There’s great news out of North Vancouver for any dogs who have been discovered standing beside a pile of demolished hamburgers, their fur covered in mustard.
Or little kids holding hockey sticks in the living room whose parents walk in to see a smashed vase on the floor beside one of those hard orange street hockey balls.
For as long as I can remember, the laws of the land seemingly would have been unequivocal in cases such as this. That dog and that wrecked BBQ platter, that kid and those flowers sitting in a damp puddle on the carpet – that was more than enough evidence to come up with a guilty verdict in those cases, and offer a suitable punishment of obedience training or shock collar or whatever. And the dog could be punished too.
But it seems like the rules of “Yeah, that guy is definitely guilty,” are changing. At least, that’s how I’m reading a story written by Brent Richter and published in the North Shore News.
It’s a story about, of all things, photo radar.
And I must admit that I never knew, or had forgotten, that photo radar tickets were a thing here in British Columbia.
But I do know all about photo radar, thanks to my upbringing in small-town Alberta. For reasons I still don’t quite understand, my little hometown of 13,000 people had its own police force. And that police force brought in photo radar to keep all the street racers at bay. Of course, it was small-town Alberta, so there wasn’t actually much need for photo radar. Everyone drove their cars like they were tractors, and, to be fair, many of the cars were tractors.
But that didn’t stop the cops from planting photo radar on the city’s one big street and handing out tickets to people driving 56 kilometres per hour in the 50 km/h zone in front of the Bonanza. And the photo radar wasn’t automated, it was a woman – Barb, maybe? – sitting in a van parked beside the road.
That’s not how it works in North Vancouver now, though. There’s one photo radar station integrated with the red light camera at Capilano Road and Marine Drive. And it’s a pretty basic concept – if you’re driving well over the speed limit, it snaps a photo of your licence plate and you get a fine, but no penalty points. Seems pretty straightforward, if maybe a little overbearing.
But a recent case raised interesting questions about just how much evidence is enough evidence for a fine like this. A driver successfully challenged his fine after seeing the image captured by the camera.

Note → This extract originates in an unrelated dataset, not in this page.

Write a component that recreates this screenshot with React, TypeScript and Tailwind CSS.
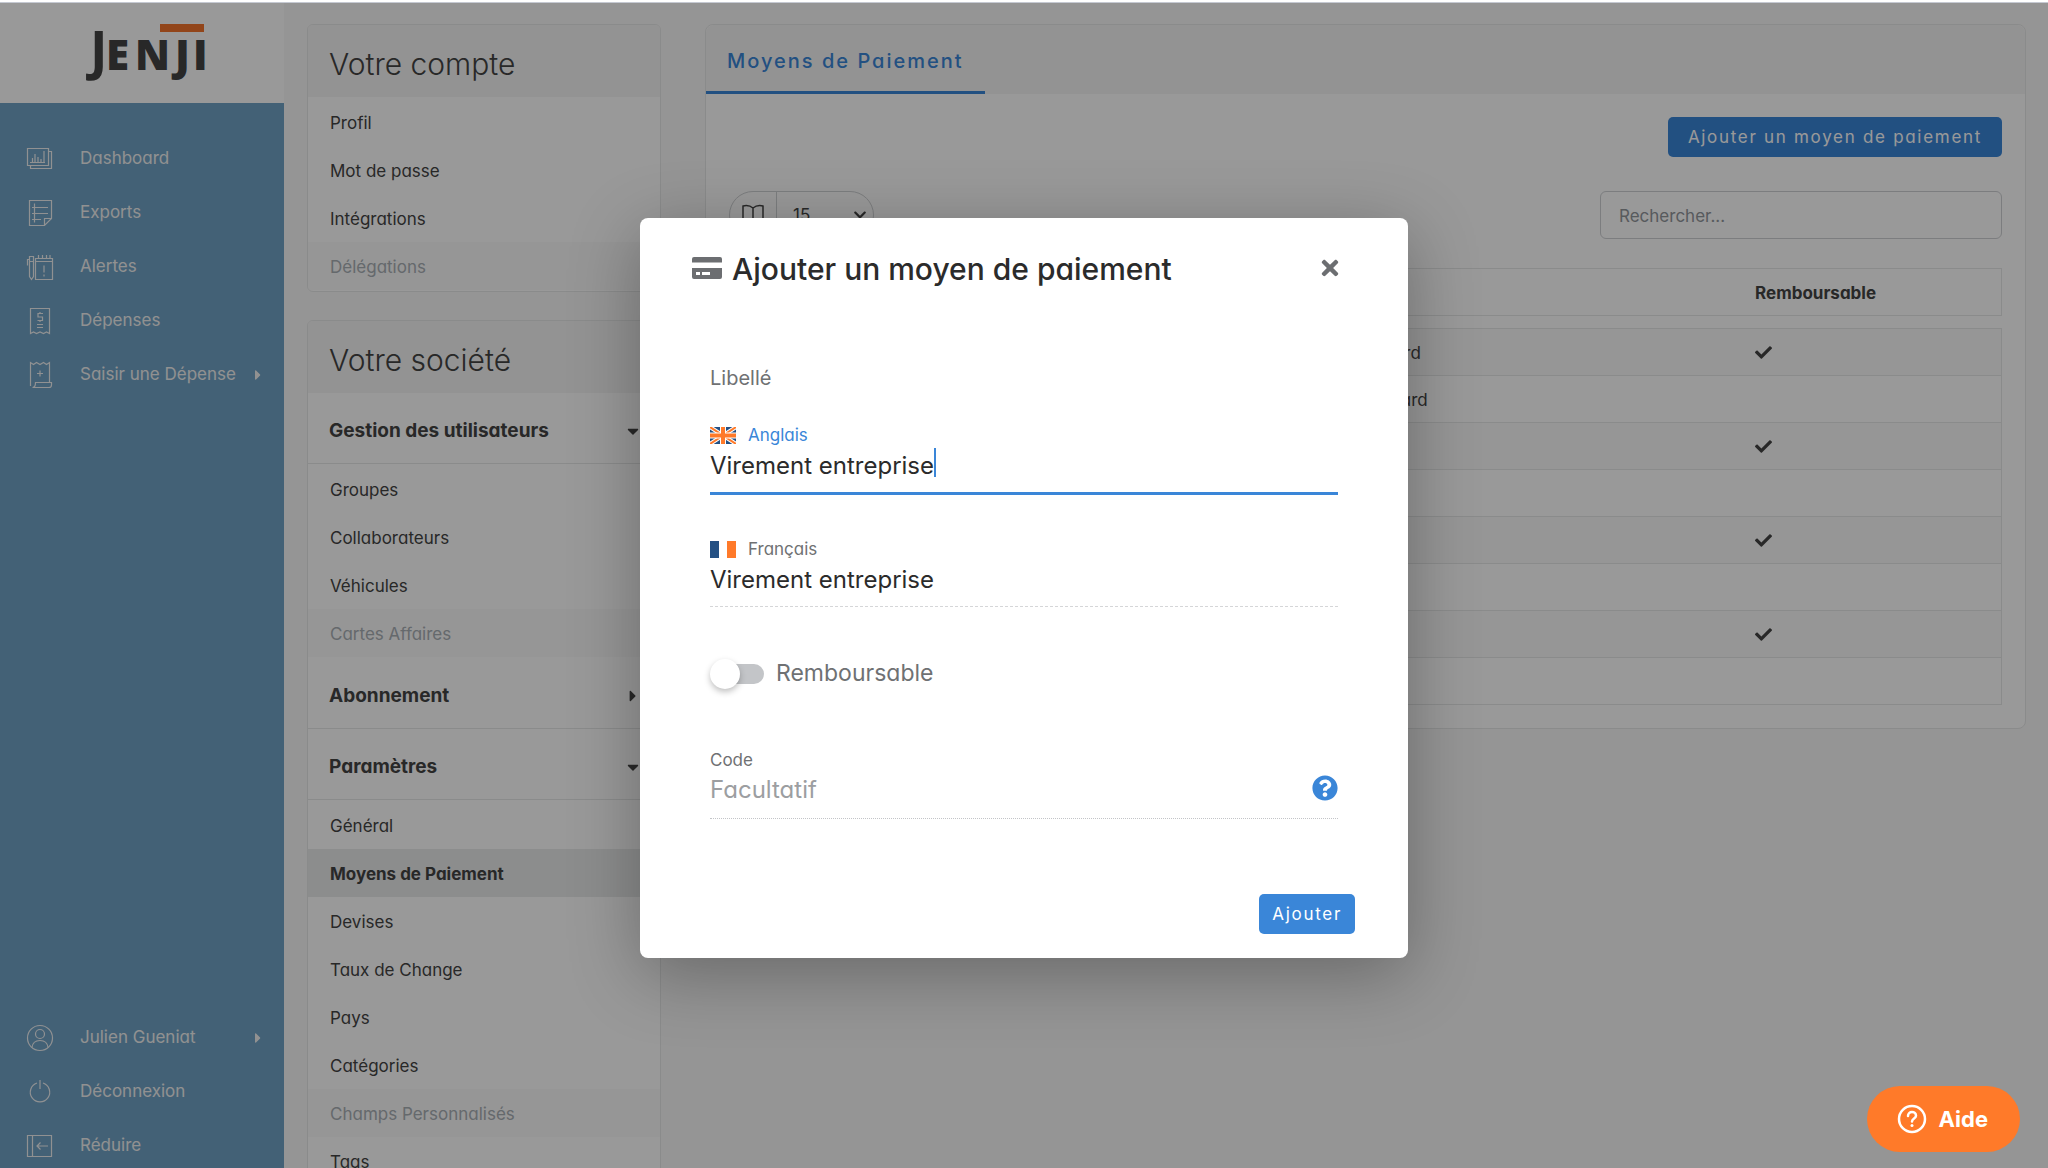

Was there a question about the car? Nope, not really – he owned that exact make and model. What about the licence plate? Was there a chance that the numbers and letters were different? Nope – it was an exact match.
So what was it? How did he get it thrown out?
The driver argued that the British Columbia flag in the image – something that would confirm it as a British Columbia licence plate – was “too indistinct,” and the judge agreed, tossing the ticket.
And I gotta say – I love the audacity of it. Yeah, I have a car just like that. Yeah, I have that exact combination of letters and numbers on my licence plate. But are you sure that’s my car? Are you sure you’re sure?
It reminds me of the episode of The Simpsons where Bart makes a brief appearance on Krusty the Clown’s TV show, trips on his way onto the stage, and every backdrop, prop, light and speaker in the studio crashes to the floor. And what does Bart say?
“I didn’t do it.”
What does this mean for that dog covered in mustard? “Well, those burgers clearly had ketchup on them as well, but is there ketchup in my fur?”
Or that kid standing beside the puddle of sloppy flowers? “Mom, are you sure that’s your vase? I seem to recall your vase being in one piece, but this one has 457 pieces.”
Hey, it’s worth a shot. And if Mom doesn’t buy it, it seems like you can take it to court now and get a judge to overturn your punishment and get that shock collar off of you.
Now, if you’ll excuse me, I need to go convince my wife that it wasn’t me who left beard trimmings all over the bathroom sink. Where’s the proof?!